For investors, the signal is clear: any escalation could choke the semiconductor supply chain that powers everything from smartphones to autonomous cars. The S&P 500’s technology sector has already shed $150 billion in market value since the editorial’s release.
For ordinary citizens, the stakes are personal. A recent poll by the Taiwanese Ministry of Foreign Affairs shows 68% of respondents fear a Chinese invasion within the next five years, up from 42% a year ago. That fear translates into higher defense spending, more house‑price volatility, and a surge in emigration applications.
What happens next?
The United States has signaled a “red line” but has not yet detailed the consequences of crossing it. In a closed‑door briefing on June 12, the Pentagon’s Pacific Command warned that “any act of aggression will trigger a coordinated response across diplomatic, economic, and, if necessary, kinetic domains.”
Meanwhile, Singapore’s Ministry of Trade is drafting emergency trade‑contingency plans to reroute cargo through the Indian Ocean, a move that could add weeks to delivery times but might spare companies from costly tariffs if sanctions are imposed.

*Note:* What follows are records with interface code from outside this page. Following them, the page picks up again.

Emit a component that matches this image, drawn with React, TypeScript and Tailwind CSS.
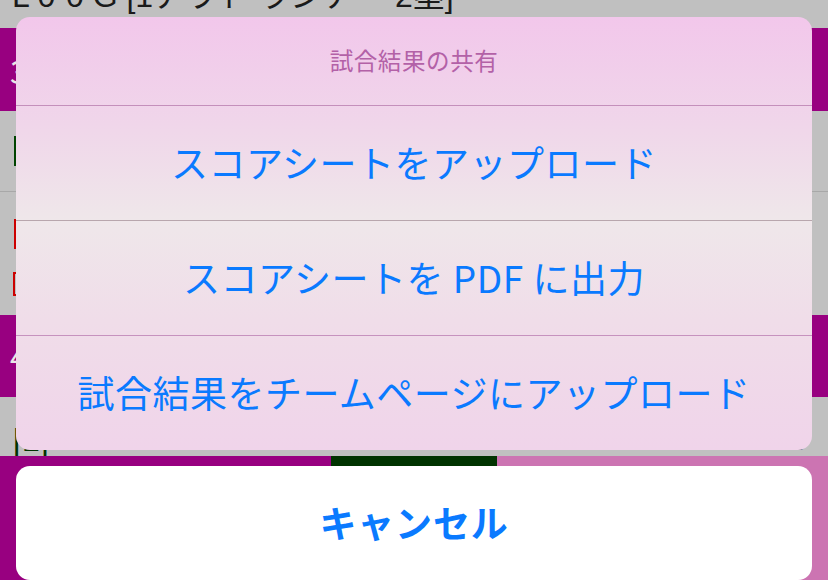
import React from "react";

const jp = { fontFamily: '"Noto Sans CJK JP", "Noto Sans", sans-serif' };
const top = { fontFamily: '"Liberation Sans", "Noto Sans CJK JP", sans-serif' };

export default function App() {
  return (
    <div className="relative w-[828px] h-[580px] overflow-hidden bg-[#c0c0c0]" style={jp}>
      {/* background page */}
      <div className="flex flex-col w-full h-full">
        <div className="h-[28px] bg-[#c0c0c0] overflow-hidden pl-[12px]">
          <div className="text-[32px] leading-[32px] mt-[-20px] text-[#1a1a1a] whitespace-nowrap" style={top}>L 0-0 G [1アウト ランナー 2塁]</div>
        </div>
        <div className="h-[83px] bg-[#980080] flex items-center pl-[10px]">
          <span className="text-[32px] text-[#e8e8e8]">3</span>
        </div>
        <div className="h-[81px] bg-[#c0c0c0] border-b border-[#a8a8a8] flex items-center pl-[14px]">
          <div className="w-[30px] h-[30px] border-2 border-[#004400]" />
        </div>
        <div className="h-[123px] bg-[#c0c0c0] flex flex-col pl-[14px] pt-[27px] gap-[23px]">
          <div className="w-[30px] h-[30px] border-2 border-[#cc0000]" />
          <div className="w-[30px] h-[24px] border-2 border-[#cc0000] ml-[-1px]" />
        </div>
        <div className="h-[82px] bg-[#980080] flex items-center pl-[10px]">
          <span className="text-[30px] text-[#e8e8e8]">4</span>
        </div>
        <div className="h-[59px] bg-[#c0c0c0] flex items-end justify-between pl-[13px] pr-[20px]">
          <span className="text-[32px] leading-[32px] text-[#003300] mb-[0px]" style={top}>[1] ・ ・</span>
          <span className="text-[30px] leading-[30px] text-[#333] mb-[4px]">0</span>
        </div>
        <div className="flex-1 flex">
          <div className="w-[331px] bg-[#980080]" />
          <div className="w-[166px] bg-[#003300]" />
          <div className="flex-1 bg-[#cc74b2]" />
        </div>
      </div>

      {/* action sheet overlay */}
      <div className="absolute inset-0 flex flex-col px-[16px] pt-[17px] gap-[16px]">
        <div className="rounded-[14px] overflow-hidden bg-[linear-gradient(180deg,#f2c7eb_0%,#f0d6ea_25%,#efe7ea_47%,#f0dde9_70%,#f0d4ea_100%)] flex flex-col">
          <div className="h-[88px] flex items-center justify-center text-[23.6px] tracking-[0.5px] text-[#b361a7]">
            試合結果の共有
          </div>
          <div className="h-[115px] border-t border-[#c48fbb] flex items-center justify-center text-[37px] tracking-[0.5px] text-[#0a7aff]">
            スコアシートをアップロード
          </div>
          <div className="h-[115px] border-t border-[#b8a6ad] flex items-center justify-center text-[37px] tracking-[0.5px] text-[#0a7aff]">
            スコアシートを PDF に出力
          </div>
          <div className="h-[115px] border-t border-[#c692be] flex items-center justify-center text-[37px] tracking-[0.5px] text-[#0a7aff]">
            試合結果をチームページにアップロード
          </div>
        </div>
        <div className="h-[114px] shrink-0 rounded-[14px] bg-white flex items-center justify-center text-[37px] tracking-[0.8px] font-bold text-[#0a7aff]">
          キャンセル
        </div>
      </div>
    </div>
  );
}
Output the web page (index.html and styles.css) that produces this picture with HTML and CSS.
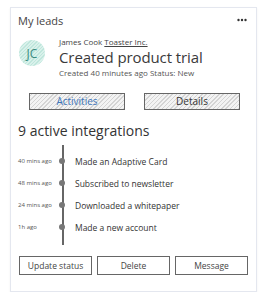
FILE: index.html
```html
<!DOCTYPE html>
<html>
<head>
<meta charset="utf-8">
<link rel="stylesheet" href="styles.css">
</head>
<body>
<div class="card">
  <div class="header">
    <span class="title">My leads</span>
    <svg class="more" width="10" height="4" viewBox="0 0 10 4"><circle cx="1.5" cy="2" r="1.2"/><circle cx="5" cy="2" r="1.2"/><circle cx="8.5" cy="2" r="1.2"/></svg>
  </div>
  <div class="lead">
    <div class="avatar">JC</div>
    <div class="lead-info">
      <div class="who">James Cook <u>Toaster Inc.</u></div>
      <div class="event">Created product trial</div>
      <div class="meta">Created 40 minutes ago Status: New</div>
    </div>
  </div>
  <div class="tabs">
    <div class="tab active">Activities</div>
    <div class="tab">Details</div>
  </div>
  <div class="count">9 active integrations</div>
  <div class="timeline">
    <div class="row"><span class="time">40 mins ago</span><span class="dot"></span><span class="text">Made an Adaptive Card</span></div>
    <div class="row"><span class="time">48 mins ago</span><span class="dot"></span><span class="text">Subscribed to newsletter</span></div>
    <div class="row"><span class="time">24 mins ago</span><span class="dot"></span><span class="text">Downloaded a whitepaper</span></div>
    <div class="row"><span class="time">1h ago</span><span class="dot"></span><span class="text">Made a new account</span></div>
  </div>
  <div class="actions">
    <div class="btn">Update status</div>
    <div class="btn">Delete</div>
    <div class="btn">Message</div>
  </div>
</div>
</body>
</html>
```
FILE: styles.css
```css
* { box-sizing: border-box; }
body {
  margin: 0;
  background: #fff;
  font-family: "Open Sans", sans-serif;
  color: #333;
}
.card {
  margin: 7px 0 0 10px;
  width: 247px;
  height: 285px;
  border: 1px solid #e4e7ef;
  box-shadow: 0 1px 2px rgba(0,0,0,0.06);
  padding: 5px 8px 0 7px;
}
.header {
  display: flex;
  justify-content: space-between;
  align-items: center;
  height: 14px;
}
.title { font-size: 11px; color: #444; }
.more { fill: #333; margin-right: 1px; }
.lead {
  display: flex;
  gap: 14px;
  margin-top: 9px;
}
.avatar {
  width: 26px;
  height: 26px;
  border-radius: 50%;
  margin-top: 4px;
  margin-left: 1px;
  background: repeating-linear-gradient(-45deg, #bfe6dc 0 1px, #d9f1eb 1px 2.5px);
  color: #3b8b80;
  font-size: 12px;
  display: flex;
  align-items: center;
  justify-content: center;
}
.lead-info { display: flex; flex-direction: column; }
.who { font-size: 8px; color: #444; line-height: 11px; }
.who u { text-decoration-thickness: 1px; }
.event { font-size: 15px; line-height: 20px; color: #3a3a3a; letter-spacing: -0.1px; }
.meta { font-size: 8px; color: #555; line-height: 12px; }
.tabs {
  display: flex;
  gap: 19px;
  margin-top: 14px;
  padding-left: 11px;
}
.tab {
  width: 96px;
  height: 17px;
  border: 1px solid #666;
  background: repeating-linear-gradient(-45deg, #d4d4d4 0 1px, #f3f3f3 1px 3px);
  font-size: 10px;
  text-align: center;
  line-height: 15px;
  color: #333;
}
.tab.active { color: #3d73b8; }
.count {
  font-size: 14px;
  margin-top: 11px;
  color: #333;
}
.timeline {
  position: relative;
  margin-top: 7px;
  padding-top: 3px;
  height: 98px;
}
.timeline::before {
  content: "";
  position: absolute;
  left: 44px;
  top: -2px;
  bottom: 0;
  width: 2px;
  background: #666;
}
.row {
  display: flex;
  align-items: center;
  height: 22px;
}
.time { width: 41px; font-size: 6px; color: #555; }
.dot {
  width: 6px;
  height: 6px;
  border-radius: 50%;
  background: #777;
  position: relative;
}
.text { margin-left: 10px; font-size: 8.5px; color: #333; }
.actions {
  display: flex;
  gap: 5px;
  margin-top: 11px;
  padding-left: 1px;
}
.btn {
  width: 73px;
  height: 19px;
  border: 1px solid #666;
  font-size: 8.5px;
  text-align: center;
  line-height: 17px;
  color: #444;
}
```
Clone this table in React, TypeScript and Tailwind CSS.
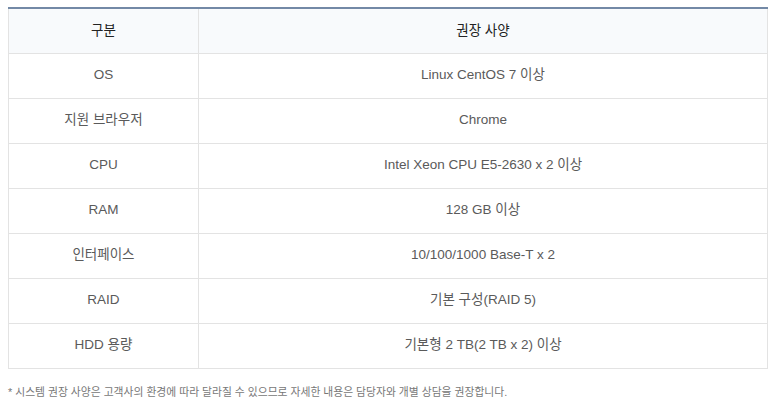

In short, the Washington Post’s warning about a moral collapse is more than editorial flair—it’s a call to watch the next moves on a geopolitical chessboard where the pieces are human lives, global supply chains, and the very notion of a rules‑based order.
As the summer heat intensifies, so does the pressure on policymakers to decide whether to intervene, negotiate, or prepare for the worst. The next headlines will tell us whether the world can restore a moral compass—or whether the collapse is already irreversible.